I love women who are overhated. Not in some performative, virtue-signaling way, but because there's something magnetic about a woman who continues to exist authentically when the world has decided she shouldn't.
The loudest critics of women are usually those who've never had to navigate being both visible and female in a world that punishes both.
I first noticed this attraction defending a controversial celebrity to friends who thought I'd lost my mind. Something in me rebelled against their easy dismissal, their recycled criticisms never questioned. That's when I realized: I'm drawn to women who weather storms of public hatred and refuse to disappear.
Look closely at any woman labeled "most hated" and you'll spot the pattern. Their unforgivable crime? Taking up space unapologetically. A man who speaks his mind is direct; a woman is difficult. A man who knows his worth is confident; a woman is arrogant. A man expressing anger is passionate; a woman showing rage is unstable.
We don't hate outspoken women. We hate women who speak about things we're not ready to hear.
The double standard isn't subtle if you're paying attention. Women who ignore these unwritten rules—who dare to be ambitious, outspoken, sexual, angry, or simply human on their own terms—pay a steep price.
What fascinates me isn't just this injustice, but what happens in that crucible of hatred. Some women emerge transformed, having alchemized vitriol into something precious. Taylor Swift didn't just survive years as the internet's punching bag—she metabolized that hatred into art. Megan Thee Stallion continued creating while people mocked her trauma. Janet Jackson's career nearly ended after the Super Bowl incident while Justin Timberlake's flourished.
The most revolutionary act a hated woman can commit is to keep creating in a world determined to silence her.
These women share something beyond being disproportionately hated. They share resilience. The audacity to keep existing publicly despite being told in countless ways they shouldn't.
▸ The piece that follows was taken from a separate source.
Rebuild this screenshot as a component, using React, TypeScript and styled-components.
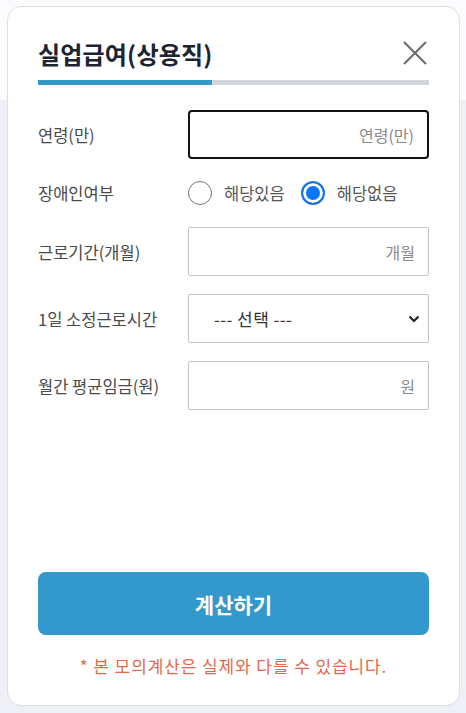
import styled, { createGlobalStyle } from 'styled-components';

const GlobalStyle = createGlobalStyle`
  * {
    box-sizing: border-box;
  }

  body {
    margin: 0;
    font-family: 'Noto Sans CJK KR', 'Noto Sans', sans-serif;
    background: linear-gradient(to bottom, #fbfbfd 0, #fbfbfd 100px, #eef0f6 100px, #eef0f6 100%);
    min-height: 713px;
  }
`;

const FIELDS = [
  { label: '연령(만)', placeholder: '연령(만)' },
  { label: '근로기간(개월)', placeholder: '개월' },
];

const App = () => {
  return (
    <>
      <GlobalStyle />
      <Card>
        <Header>
          <Title>실업급여(상용직)</Title>
          <CloseButton aria-label="닫기">
            <svg width="24" height="24" viewBox="0 0 24 24">
              <path d="M1 1 L23 23 M23 1 L1 23" stroke="#6b6b6b" strokeWidth="2" fill="none" />
            </svg>
          </CloseButton>
        </Header>
        <Progress>
          <ProgressFill style={{ width: '44.5%' }} />
        </Progress>

        <Form>
          <Row>
            <Label>{FIELDS[0].label}</Label>
            <TextInput $focused autoFocus placeholder={FIELDS[0].placeholder} />
          </Row>

          <RadioRow>
            <Label>장애인여부</Label>
            <RadioGroup>
              <RadioOption>
                <RadioMark />
                <span>해당있음</span>
              </RadioOption>
              <RadioOption>
                <RadioMark $checked />
                <span>해당없음</span>
              </RadioOption>
            </RadioGroup>
          </RadioRow>

          <Row>
            <Label>{FIELDS[1].label}</Label>
            <TextInput placeholder={FIELDS[1].placeholder} />
          </Row>

          <Row>
            <Label>1일 소정근로시간</Label>
            <SelectBox>
              <span>--- 선택 ---</span>
              <svg width="12" height="8" viewBox="0 0 12 8">
                <path d="M1.5 1.5 L6 6 L10.5 1.5" stroke="#222" strokeWidth="2.2" fill="none" />
              </svg>
            </SelectBox>
          </Row>

          <Row>
            <Label>월간 평균임금(원)</Label>
            <TextInput placeholder="원" />
          </Row>
        </Form>

        <Footer>
          <SubmitButton>계산하기</SubmitButton>
          <Notice>* 본 모의계산은 실제와 다를 수 있습니다.</Notice>
        </Footer>
      </Card>
    </>
  );
};

const Card = styled.div`
  display: flex;
  flex-direction: column;
  width: 453px;
  height: 700px;
  margin: 6px 0 0 7px;
  padding: 30px 30px 0 30px;
  background: #fff;
  border: 1px solid #dcdfe8;
  border-radius: 14px;
`;

const Header = styled.div`
  display: flex;
  justify-content: space-between;
  align-items: center;
  height: 32px;
  padding-right: 2px;
`;

const Title = styled.h2`
  margin: 0;
  font-size: 24px;
  font-weight: 700;
  color: #1c2333;
  letter-spacing: 0.2px;
`;

const CloseButton = styled.button`
  display: flex;
  padding: 0;
  border: none;
  background: none;
  cursor: pointer;
`;

const Progress = styled.div`
  height: 5px;
  margin-top: 11px;
  background: #d2d6dc;
`;

const ProgressFill = styled.div`
  height: 100%;
  background: #3399cc;
`;

const Form = styled.div`
  display: flex;
  flex-direction: column;
  gap: 18px;
  margin-top: 25px;
`;

const Row = styled.div`
  display: grid;
  grid-template-columns: 150px 1fr;
  align-items: center;
`;

const RadioRow = styled(Row)`
  height: 32px;
`;

const Label = styled.span`
  font-size: 16.5px;
  color: #4a4a4a;
`;

const TextInput = styled.input<{ $focused?: boolean }>`
  height: 49px;
  width: 100%;
  padding: 0 13px;
  font-family: inherit;
  font-size: 16px;
  text-align: right;
  border: ${({ $focused }) => ($focused ? '2px solid #111' : '1px solid #c4c4c4')};
  border-radius: ${({ $focused }) => ($focused ? '4px' : '2px')};
  outline: none;

  &::placeholder {
    color: #8a8a8a;
  }
`;

const RadioGroup = styled.div`
  display: flex;
  align-items: center;
  gap: 16px;
`;

const RadioOption = styled.label`
  display: flex;
  align-items: center;
  gap: 12px;
  font-size: 16.5px;
  color: #555;
`;

const RadioMark = styled.span<{ $checked?: boolean }>`
  width: 24px;
  height: 24px;
  border-radius: 50%;
  border: ${({ $checked }) => ($checked ? '2px solid #1a73e8' : '1.5px solid #767676')};
  background: ${({ $checked }) => ($checked ? '#0a75ff' : '#fff')};
  box-shadow: ${({ $checked }) => ($checked ? 'inset 0 0 0 3px #fff' : 'none')};
`;

const SelectBox = styled.div`
  display: flex;
  justify-content: space-between;
  align-items: center;
  height: 49px;
  padding: 0 8px 0 25px;
  border: 1px solid #c4c4c4;
  border-radius: 2px;
  font-size: 17px;
  letter-spacing: 0.4px;
  color: #333;
`;

const Footer = styled.div`
  display: flex;
  flex-direction: column;
  align-items: center;
  margin-top: auto;
  padding-bottom: 27px;
`;

const SubmitButton = styled.button`
  width: 100%;
  height: 63px;
  border: none;
  border-radius: 8px;
  background: #3399cc;
  color: #fff;
  font-family: inherit;
  font-size: 21px;
  font-weight: 700;
  cursor: pointer;
`;

const Notice = styled.p`
  margin: 19px 0 0;
  font-size: 17px;
  line-height: 24px;
  color: #e26a4c;
  letter-spacing: 0.9px;
`;

export default App;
I love watching them navigate forward without waiting for permission or forgiveness. Britney Spears reclaiming her voice after years of silencing. Sinéad O'Connor, ridiculed for protesting abuse in the Catholic Church years before such abuses were widely acknowledged. Courtney Love creating raw music while being blamed for her husband's struggles.
Society calls it a comeback. She calls it survival. The difference says everything about who had to do the work.
I'm not arguing these women are above criticism—no one is. But there's a difference between thoughtful critique and the gleeful pile-on that happens when a woman becomes fair game.
Loving these overhated women feels like resistance against a culture that profits from women tearing each other down. They show us what surviving what's supposed to destroy you looks like. They demonstrate that being authentic doesn't always make you liked—sometimes it makes you a target.
But they do it anyway.
There's a particular kind of freedom that comes after you've been called every name in the book. When nothing is left to fear, everything is possible.
There's strange freedom in stopping the quest to be universally liked. Once you've been called every name imaginable and you're still standing—what's left to fear? The most interesting transformations happen after weathering that storm.
To love women who are overhated isn't about blind defense. It's about recognizing patterns of disproportionate criticism. It's about honoring the courage it takes to remain visible when invisibility would be easier.
The world rarely forgives women who make us uncomfortable with our own limitations.
The most hated women often become the most authentically themselves. They've paid the admission price to a kind of authenticity most of us only glimpse. They've learned what many still struggle with: other people's opinions only define you if you let them.
I love women who are overhated because in their resilience, I see possibilities. In their persistence, I find inspiration. And in their refusal to be convenient, I find the courage to be more authentically myself.